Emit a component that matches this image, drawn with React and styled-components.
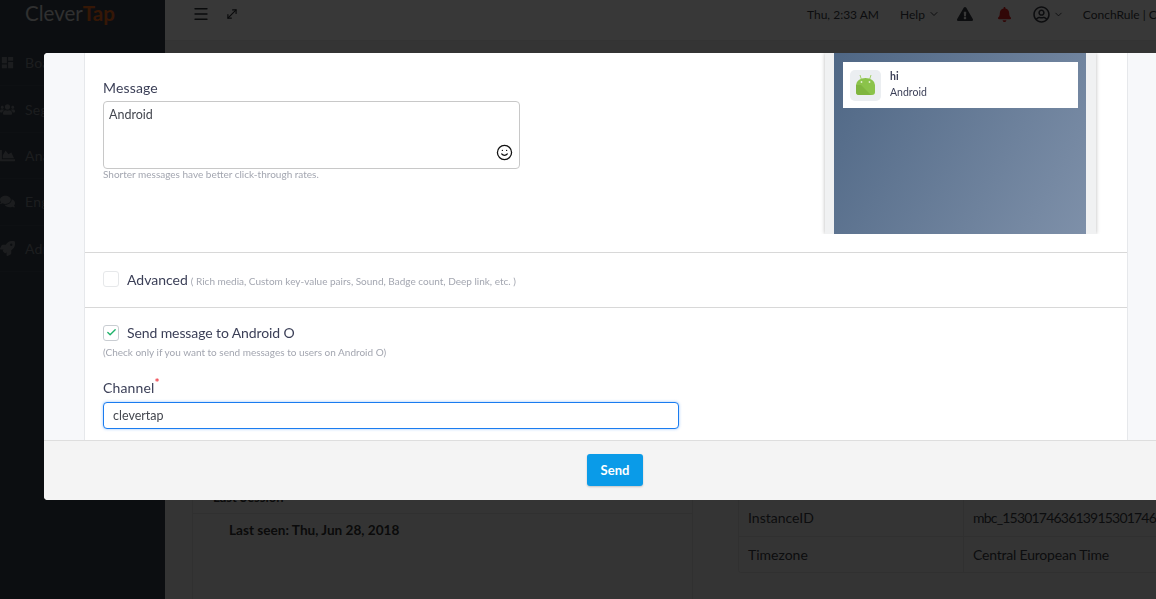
import React from 'react';
import styled, { createGlobalStyle } from 'styled-components';
import { Check, ChevronDown, Menu, MoveDiagonal, Smile } from 'lucide-react';
import { FaBell, FaChartArea, FaComments, FaExclamationTriangle, FaRocket, FaRegUserCircle, FaUsers } from 'react-icons/fa';
import { MdDashboard } from 'react-icons/md';

const FONT = "Lato, 'Open Sans', sans-serif";

const GlobalStyle = createGlobalStyle`
  html, body {
    margin: 0;
    height: 100%;
    overflow: hidden;
    background: #fff;
    font-family: ${FONT};
  }
  * { box-sizing: border-box; }
`;

const Page = styled.div`
  display: flex;
  width: 1156px;
  height: 599px;
  overflow: hidden;
`;

const Sidebar = styled.aside`
  width: 165px;
  flex: none;
  background: #37404d;
`;

const Logo = styled.div`
  height: 40px;
  padding: 0 0 0 25px;
  font-size: 20.5px;
  line-height: 26px;
  color: #d8d9da;
`;

const LogoAccent = styled.span`
  color: #f26a1b;
  font-weight: 700;
`;

const NavList = styled.nav`
  display: flex;
  flex-direction: column;
`;

const NavItem = styled.div`
  display: flex;
  align-items: center;
  gap: 10px;
  height: 46.4px;
  padding-left: 0;
  font-size: 14px;
  letter-spacing: 0.3px;
  color: #80858c;
  border-bottom: 1px solid #404a57;
`;

const Main = styled.main`
  flex: 1;
  min-width: 0;
  background: #eeeeee;
`;

const Topbar = styled.header`
  display: flex;
  align-items: flex-start;
  height: 41px;
  padding: 5px 0 0 27px;
  background: #fff;
  color: #2a2d33;
  font-size: 12px;
  border-bottom: 1px solid #e6e6e6;
  overflow: hidden;
`;

const TopIcons = styled.div`
  display: flex;
  align-items: center;
  gap: 15px;
  width: 615px;
  flex: none;
`;

const TopItem = styled.span`
  display: flex;
  align-items: center;
  gap: 3px;
  height: 18px;
  flex: none;
  margin-left: ${p => p.$gap || 0}px;
  white-space: nowrap;
  color: ${p => p.$color || '#3a3d44'};
`;

const Content = styled.div`
  display: flex;
  padding: 456px 0 0 27px;
  gap: 45px;
`;

const ProfilePanel = styled.section`
  width: 501px;
  height: 200px;
  flex: none;
  border-left: 1px solid #dcdcdc;
  border-right: 1px solid #dcdcdc;
`;

const ProfileRow = styled.div`
  height: 17px;
  padding-left: 20px;
  font-size: 13px;
  font-weight: 700;
  line-height: 0;
  color: #333;
  border-bottom: 1px solid #dcdcdc;
`;

const LastSeen = styled.div`
  padding: 8px 0 0 36px;
  font-size: 13.6px;
  font-weight: 700;
  color: #333;
`;

const InfoTable = styled.div`
  flex: 1;
  margin-top: 3px;
  min-width: 0;
  height: 73px;
  border: 1px solid #dcdcdc;
  border-top: none;
  border-right: none;
  border-radius: 0 0 0 3px;
`;

const InfoRow = styled.div`
  display: grid;
  grid-template-columns: 225px 1fr;
  height: 36px;
  font-size: 14px;
  line-height: 35px;
  color: #3a3d44;
  & + & { border-top: 1px solid #dcdcdc; }
`;

const InfoKey = styled.div`
  padding-left: 9px;
  border-right: 1px solid #dcdcdc;
`;

const InfoValue = styled.div`
  padding-left: 9px;
  overflow: hidden;
  white-space: nowrap;
  letter-spacing: ${p => p.$spacing || 0}px;
`;

const Backdrop = styled.div`
  position: fixed;
  inset: 0;
  background: rgba(0, 0, 0, 0.78);
`;

const Modal = styled.div`
  position: fixed;
  left: 44px;
  top: 53px;
  width: 1112px;
  height: 447px;
  display: flex;
  flex-direction: column;
  background: #fff;
  border-radius: 4px 0 0 4px;
  overflow: hidden;
`;

const ModalBody = styled.div`
  flex: 1;
  min-height: 0;
  display: flex;
  background: #f7f8fa;
  padding: 0 28px 0 40px;
`;

const Form = styled.div`
  flex: 1;
  min-width: 0;
  background: #fff;
  border-left: 1px solid #e6e8eb;
  border-right: 1px solid #e6e8eb;
`;

const MessageSection = styled.section`
  display: flex;
  justify-content: space-between;
  height: 200px;
  padding: 0 31px 0 18px;
  border-bottom: 1px solid #d8d8d8;
`;

const MessageField = styled.div`
  width: 417px;
  padding-top: 26px;
`;

const Label = styled.label`
  display: block;
  font-size: 14px;
  line-height: 18px;
  letter-spacing: 0.15px;
  color: #3b3f57;
`;

const TextBox = styled.div`
  position: relative;
  height: 68px;
  margin-top: 4px;
  padding: 5px;
  font-size: 12.5px;
  line-height: 16px;
  color: #44474f;
  border: 1px solid #c8c8c8;
  border-radius: 4px;
`;

const EmojiButton = styled.span`
  position: absolute;
  right: 6px;
  bottom: 7px;
  display: flex;
  color: #111;
`;

const Hint = styled.div`
  font-size: 10px;
  line-height: 12px;
  margin-top: ${p => p.$top || 0}px;
  color: #a3a6b0;
`;

const Phone = styled.div`
  width: 271px;
  height: 181px;
  padding: 0 10px 0 9px;
  background: #f0f1f2;
  box-shadow: 0 0 4px rgba(0, 0, 0, 0.28);
  clip-path: inset(0 -6px 0 -6px);
`;

const Screen = styled.div`
  height: 100%;
  padding: 9px 8px 0 9px;
  background: linear-gradient(120deg, #4f6785 0%, #7e90a9 100%);
`;

const Notification = styled.div`
  display: flex;
  align-items: center;
  gap: 9px;
  height: 46px;
  padding-left: 7px;
  background: #fff;
`;

const AppIcon = styled.div`
  width: 31px;
  height: 31px;
  display: flex;
  align-items: center;
  justify-content: center;
  background: #ebeef1;
  border-radius: 5px;
`;

const NotificationCopy = styled.div`
  padding-bottom: 2px;
`;

const NotificationTitle = styled.div`
  font-size: 10.5px;
  font-weight: 700;
  line-height: 16px;
  color: #3b3f57;
`;

const NotificationText = styled.div`
  font-size: 10.5px;
  line-height: 16px;
  color: #3b3f57;
`;

const AdvancedSection = styled.section`
  display: flex;
  align-items: center;
  gap: 8px;
  height: 55px;
  padding: 0 0 2px 18px;
  border-bottom: 1px solid #d8d8d8;
`;

const CheckBox = styled.span`
  width: 16px;
  height: 16px;
  flex: none;
  display: flex;
  align-items: center;
  justify-content: center;
  background: #fff;
  border: 1px solid ${p => (p.$checked ? '#c9cdd2' : '#e6e8ea')};
  border-radius: 3px;
  color: #1fb36b;
`;

const CheckLabel = styled.span`
  font-size: 14px;
  letter-spacing: ${p => p.$spacing || 0}px;
  color: #3b3f57;
`;

const CheckNote = styled.span`
  margin-left: 3px;
  font-size: 10px;
  color: #a3a6b0;
`;

const ChannelSection = styled.section`
  padding: 16px 18px 0;
`;

const CheckRow = styled.div`
  display: flex;
  align-items: center;
  gap: 8px;
`;

const ChannelLabel = styled(Label)`
  margin-top: 21px;
`;

const Required = styled.sup`
  color: #ef3b45;
  font-size: 12px;
  font-weight: 700;
  line-height: 0;
`;

const TextInput = styled.input`
  display: block;
  width: 576px;
  height: 27px;
  margin-top: 5px;
  padding: 0 9px;
  font-family: ${FONT};
  font-size: 12.5px;
  color: #44474f;
  background: #fff;
  border: 1px solid #1a7cf0;
  border-radius: 4px;
  box-shadow: 0 0 3px rgba(26, 124, 240, 0.45);
  outline: none;
`;

const ModalFooter = styled.footer`
  height: 60px;
  flex: none;
  display: flex;
  align-items: center;
  justify-content: center;
  background: #f4f4f4;
  border-top: 1px solid #dedede;
  padding: 0 0 2px 30px;
`;

const SendButton = styled.button`
  width: 56px;
  height: 32px;
  font-family: ${FONT};
  font-size: 13px;
  font-weight: 700;
  color: #fff;
  background: #0a9be8;
  border: none;
  border-radius: 3px;
  box-shadow: 0 1px 2px rgba(0, 0, 0, 0.2);
`;

const NAV_ITEMS = [
  { label: 'Boards', Icon: MdDashboard },
  { label: 'Segments', Icon: FaUsers },
  { label: 'Analytics', Icon: FaChartArea },
  { label: 'Engage', Icon: FaComments },
  { label: 'Admin', Icon: FaRocket },
];

function AndroidIcon() {
  return (
    <svg width="19" height="20" viewBox="0 0 19 20" aria-hidden="true">
      <path d="M4 0l1.4 4.5M15 0l-1.4 4.5" stroke="#a5d06c" strokeWidth="1" fill="none" />
      <path d="M0 10a9.5 7 0 0 1 19 0v7a3 3 0 0 1-3 3H3a3 3 0 0 1-3-3z" fill="#8bc34a" />
      <path d="M0 10h5l10 10H3a3 3 0 0 1-3-3z" fill="#7fb53f" />
      <circle cx="5.5" cy="7" r="0.9" fill="#e2f0cf" />
      <circle cx="13.5" cy="7" r="0.9" fill="#e2f0cf" />
    </svg>
  );
}

export default function App() {
  return (
    <Page>
      <GlobalStyle />
      <Sidebar>
        <Logo>Clever<LogoAccent>Tap</LogoAccent></Logo>
        <NavList>
          {NAV_ITEMS.map(({ label, Icon }) => (
            <NavItem key={label}><Icon size={15} />{label}</NavItem>
          ))}
        </NavList>
      </Sidebar>
      <Main>
        <Topbar>
          <TopIcons>
            <Menu size={18} strokeWidth={1.8} />
            <MoveDiagonal size={14} strokeWidth={2} />
          </TopIcons>
          <TopItem>Thu, 2:33 AM</TopItem>
          <TopItem $gap={21}>Help<ChevronDown size={12} /></TopItem>
          <TopItem $gap={17}><FaExclamationTriangle size={16} /></TopItem>
          <TopItem $gap={24} $color="#e02020"><FaBell size={15} /></TopItem>
          <TopItem $gap={21}><FaRegUserCircle size={17} /><ChevronDown size={11} /></TopItem>
          <TopItem $gap={19}>ConchRule | CleverTap</TopItem>
        </Topbar>
        <Content>
          <ProfilePanel>
            <ProfileRow>Last Session</ProfileRow>
            <LastSeen>Last seen: Thu, Jun 28, 2018</LastSeen>
          </ProfilePanel>
          <InfoTable>
            <InfoRow>
              <InfoKey>InstanceID</InfoKey>
              <InfoValue $spacing={-0.8}>mbc_15301746361391530174636139</InfoValue>
            </InfoRow>
            <InfoRow>
              <InfoKey>Timezone</InfoKey>
              <InfoValue $spacing={-0.2}>Central European Time</InfoValue>
            </InfoRow>
          </InfoTable>
        </Content>
      </Main>
      <Backdrop />
      <Modal>
        <ModalBody>
          <Form>
            <MessageSection>
              <MessageField>
                <Label>Message</Label>
                <TextBox>
                  Android
                  <EmojiButton><Smile size={17} strokeWidth={1.8} /></EmojiButton>
                </TextBox>
                <Hint $top={-1}>Shorter messages have better click-through rates.</Hint>
              </MessageField>
              <Phone>
                <Screen>
                  <Notification>
                    <AppIcon><AndroidIcon /></AppIcon>
                    <NotificationCopy>
                      <NotificationTitle>hi</NotificationTitle>
                      <NotificationText>Android</NotificationText>
                    </NotificationCopy>
                  </Notification>
                </Screen>
              </Phone>
            </MessageSection>
            <AdvancedSection>
              <CheckBox />
              <CheckLabel>Advanced<CheckNote>( Rich media, Custom key-value pairs, Sound, Badge count, Deep link, etc. )</CheckNote></CheckLabel>
            </AdvancedSection>
            <ChannelSection>
              <CheckRow>
                <CheckBox $checked><Check size={11} strokeWidth={3} /></CheckBox>
                <CheckLabel $spacing={-0.1}>Send message to Android O</CheckLabel>
              </CheckRow>
              <Hint $top={5}>(Check only if you want to send messages to users on Android O)</Hint>
              <ChannelLabel>Channel<Required>*</Required></ChannelLabel>
              <TextInput defaultValue="clevertap" aria-label="Channel" />
            </ChannelSection>
          </Form>
        </ModalBody>
        <ModalFooter>
          <SendButton>Send</SendButton>
        </ModalFooter>
      </Modal>
    </Page>
  );
}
· · · ·
* Written exercise
In the listing above, locate each line with "components" and copy it.

* Full output
Emit a component that matches this image, drawn with React and styled-components.
import styled, { createGlobalStyle } from 'styled-components';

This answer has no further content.